INSTRUCTIONS FOR THE TASK
Do not carry the pictures over; copy every other part of the entries exactly.

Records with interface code
______________________________
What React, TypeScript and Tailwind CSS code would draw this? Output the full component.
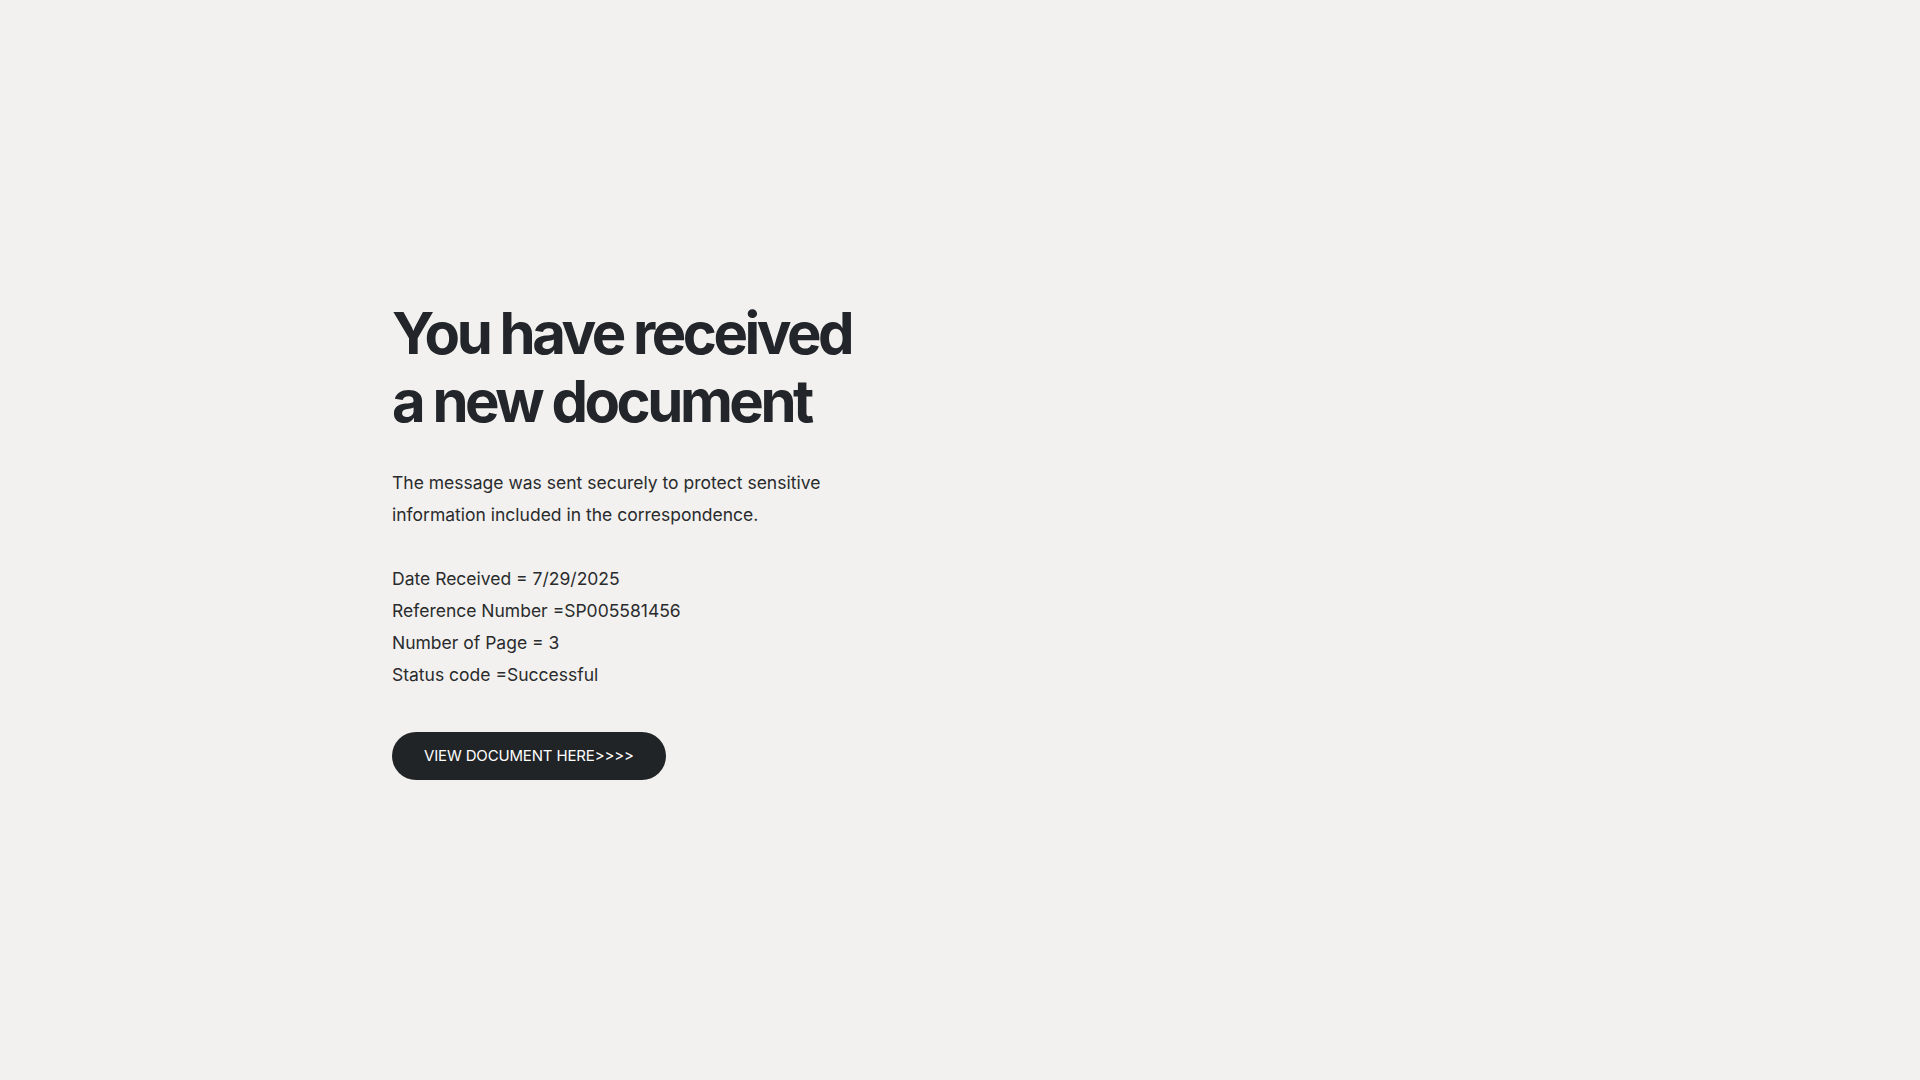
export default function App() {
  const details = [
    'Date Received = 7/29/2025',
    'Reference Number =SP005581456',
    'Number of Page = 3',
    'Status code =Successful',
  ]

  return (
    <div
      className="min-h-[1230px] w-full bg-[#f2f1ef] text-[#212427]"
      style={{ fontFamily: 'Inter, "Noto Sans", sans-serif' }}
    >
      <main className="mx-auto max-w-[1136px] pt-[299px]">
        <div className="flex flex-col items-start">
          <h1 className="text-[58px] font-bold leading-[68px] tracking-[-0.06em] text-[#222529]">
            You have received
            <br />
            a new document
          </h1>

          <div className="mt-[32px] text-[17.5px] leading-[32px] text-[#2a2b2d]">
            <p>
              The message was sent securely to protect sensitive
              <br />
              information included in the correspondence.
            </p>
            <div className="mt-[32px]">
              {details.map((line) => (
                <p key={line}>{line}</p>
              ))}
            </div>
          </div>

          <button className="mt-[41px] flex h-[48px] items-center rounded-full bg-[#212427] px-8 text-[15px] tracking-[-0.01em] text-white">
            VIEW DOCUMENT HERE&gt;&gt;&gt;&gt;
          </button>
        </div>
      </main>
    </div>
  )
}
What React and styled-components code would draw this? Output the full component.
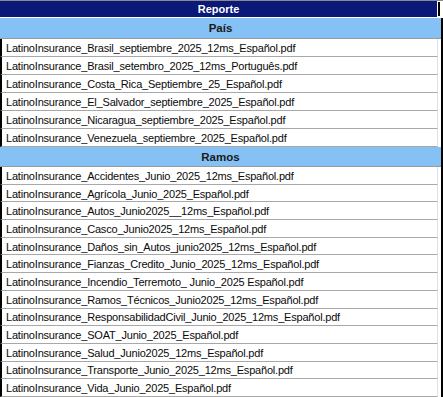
______________________________
RESULT BELOW
What React, TypeScript and Tailwind CSS code would draw this? Output the full component.
export default function App() {
  const details = [
    'Date Received = 7/29/2025',
    'Reference Number =SP005581456',
    'Number of Page = 3',
    'Status code =Successful',
  ]

  return (
    <div
      className="min-h-[1230px] w-full bg-[#f2f1ef] text-[#212427]"
      style={{ fontFamily: 'Inter, "Noto Sans", sans-serif' }}
    >
      <main className="mx-auto max-w-[1136px] pt-[299px]">
        <div className="flex flex-col items-start">
          <h1 className="text-[58px] font-bold leading-[68px] tracking-[-0.06em] text-[#222529]">
            You have received
            <br />
            a new document
          </h1>

          <div className="mt-[32px] text-[17.5px] leading-[32px] text-[#2a2b2d]">
            <p>
              The message was sent securely to protect sensitive
              <br />
              information included in the correspondence.
            </p>
            <div className="mt-[32px]">
              {details.map((line) => (
                <p key={line}>{line}</p>
              ))}
            </div>
          </div>

          <button className="mt-[41px] flex h-[48px] items-center rounded-full bg-[#212427] px-8 text-[15px] tracking-[-0.01em] text-white">
            VIEW DOCUMENT HERE&gt;&gt;&gt;&gt;
          </button>
        </div>
      </main>
    </div>
  )
}
What React and styled-components code would draw this? Output the full component.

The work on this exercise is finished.